What’s in my head? I haven’t allowed much quite space enough lately so I am not sure where I am at emotionally.
I started therapy again recently and decided I needed to write again. Yeah for my followers.
I almost never have quite time anymore. I usually have my phone to consume my thoughts or a movie or show playing on it while I draw tattoos up. I play NPR or some audio book when I am packaging q-tips or jewelry, for piercings, while showering or laying in bed waiting to fall asleep I always have something on in the background.
I keep myself constantly busy. I haven’t gotten out into a forest or on a trail in a long time. I feel my soul’s thirst for it. I need to sit in the quit. I need to clear the cobwebs of my mind and allow for the flow of thought. Oil the gears and allow the emotions to flow naturally. I need to hear from myself what I want, what I need.
I tend to hyper focus on things people do that I don’t feel is the “right way”. I get mad or irritated over how other artist leave things in the rooms I share with them. As if I am entitle to say exactly how it should be, as though it is solely mine to say.
I get an extreme amount of anxiety over taxes and paperwork for my licensing. My coworker teased me for needing our bosses help on the paperwork and said he isn’t your dad. Lol I had to agree. But I can’t figure out why I get so much anxiety when this kind of shit use to be my job. Suddenly I can’t do it for myself?
My super awesome close friend when through my account and itemized everything to help me get started on a budget…..yet I can’t apply it yet…lack of money to accommodate the budget. Lol
I spend too much on eating crap food that is making me fat. I think about dieting and yoga everyday and never do it.

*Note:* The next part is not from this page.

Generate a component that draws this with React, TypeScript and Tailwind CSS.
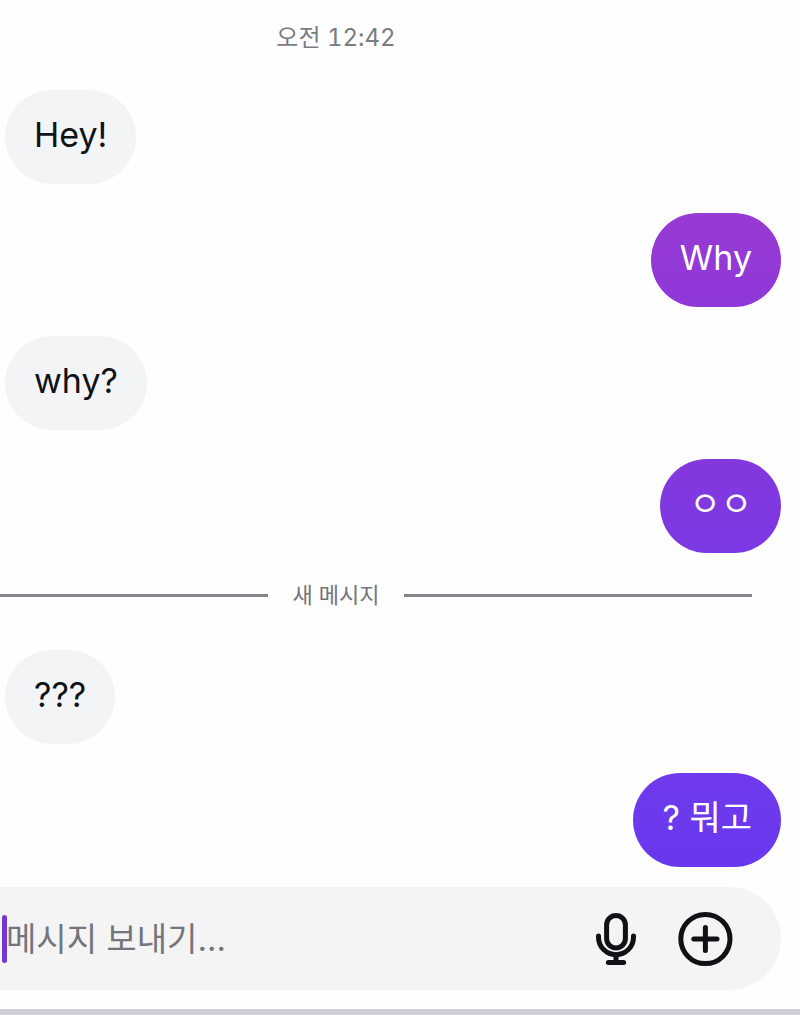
import { useState } from "react";
import clsx from "clsx";

type Message = {
    id: number;
    text: string;
    mine: boolean;
    color?: string;
};

const readMessages: Message[] = [
    { id: 1, text: "Hey!", mine: false },
    { id: 2, text: "Why", mine: true, color: "from-[#983ad3] to-[#8e38d9]" },
    { id: 3, text: "why?", mine: false },
    { id: 4, text: "ㅇㅇ", mine: true, color: "from-[#8438de] to-[#7c38e4]" },
];

const newMessages: Message[] = [
    { id: 5, text: "???", mine: false },
    { id: 6, text: "? 뭐고", mine: true, color: "from-[#703aec] to-[#6838ee]" },
];

export default function App() {
    const [draft, setDraft] = useState("");

    return (
        <main className="overflow-hidden bg-[#fefefe] font-[Inter,'Noto_Sans_CJK_KR',sans-serif]">
            <div className="-ml-20 mr-12 pt-5 text-center text-2xl leading-9 text-[#7b7c80] tabular-nums">
                <time>오전 12:42</time>
            </div>

            <MessageList messages={readMessages} className="pt-[34px]" />

            {/* New message divider */}
            <div className="-ml-20 mr-12 mt-6 flex items-center gap-6">
                <div className="h-[3px] flex-1 bg-[#85868c]" />
                <span className="text-[22px] leading-9 text-[#73747c]">새 메시지</span>
                <div className="h-[3px] flex-1 bg-[#85868c]" />
            </div>

            <MessageList messages={newMessages} className="pt-[37px]" />

            {/* Composer */}
            <form
                onSubmit={(e) => e.preventDefault()}
                className="relative mr-[19px] mt-5 flex h-[103px] items-center rounded-r-full bg-[#f4f4f4] pr-12"
            >
                {!draft && <span className="absolute left-0.5 top-7 h-12 w-[5px] rounded-full bg-[#7438d0]" />}
                <input
                    type="text"
                    aria-label="메시지 보내기"
                    value={draft}
                    onChange={(e) => setDraft(e.target.value)}
                    placeholder="메시지 보내기..."
                    className="min-w-0 flex-1 bg-transparent pl-1.5 text-[33px] leading-12 text-[#101216] caret-[#7438d0] outline-none placeholder:text-[#74757c]"
                />
                <div className="flex items-center gap-[41px] text-[#0f1115]">
                    <button type="button" aria-label="음성 메시지">
                        <MicIcon />
                    </button>
                    <button type="button" aria-label="더 보기">
                        <PlusIcon />
                    </button>
                </div>
            </form>

            <div className="mt-[19px] h-1.5 bg-[#cdcfd7]" />
        </main>
    );
}

function MessageList({ messages, className }: { messages: Message[]; className: string }) {
    return (
        <ul className={clsx("flex flex-col gap-[29px] pl-[5px] pr-[19px]", className)}>
            {messages.map((message) => (
                <li
                    key={message.id}
                    className={clsx(
                        "rounded-[47px] px-[29px] pb-[25px] pt-[21px] text-[34px] leading-12",
                        message.mine
                            ? clsx("self-end bg-linear-to-b text-white", message.color)
                            : "self-start bg-[#f3f4f6] text-[#101216]"
                    )}
                >
                    {message.text}
                </li>
            ))}
        </ul>
    );
}

function MicIcon() {
    return (
        <svg
            className="h-13 w-10"
            viewBox="0 0 40 52"
            fill="none"
            stroke="currentColor"
            strokeWidth="5"
            strokeLinecap="round"
        >
            <rect x="10.6" y="2.5" width="18.8" height="32.4" rx="9.4" />
            <path d="M2.5 23v1.2a17.5 17.5 0 0 0 35 0V23" />
            <path d="M20 42v7M12.4 49.4h15.2" />
        </svg>
    );
}

function PlusIcon() {
    return (
        <svg
            className="size-14"
            viewBox="0 0 56 56"
            fill="none"
            stroke="currentColor"
            strokeWidth="5"
            strokeLinecap="round"
        >
            <circle cx="28.4" cy="28" r="24.6" />
            <path d="M28.4 16.4v23.2M16.8 28h23.2" />
        </svg>
    );
}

So I’ve got to find a grand to get my licenses all straight. Plus taxes are coming up. I asked my dad if I could borrow it and he scoffed at me. All I can think about is all the money I’ve heard about my parents giving my brother and how I’ve never gotten that much help from them. Just validates my feels of him being the favorite.
I decorated my tattoo room at the other shop today. Feels good but am I jumping the gun? What if I don’t pass or state won’t let me transfer to this shop yet? I am scared.
My girlfriend is always MIA and barely responds to text and when I reach out I always feel shut out by her response. Not sure I want to wait around anymore but when ever I think about how we are together I feel she is worth it. We just click right. Feels right. I know depression sucks and she is struggling but hers is different them mine was. I got hella clingy and not antisocial.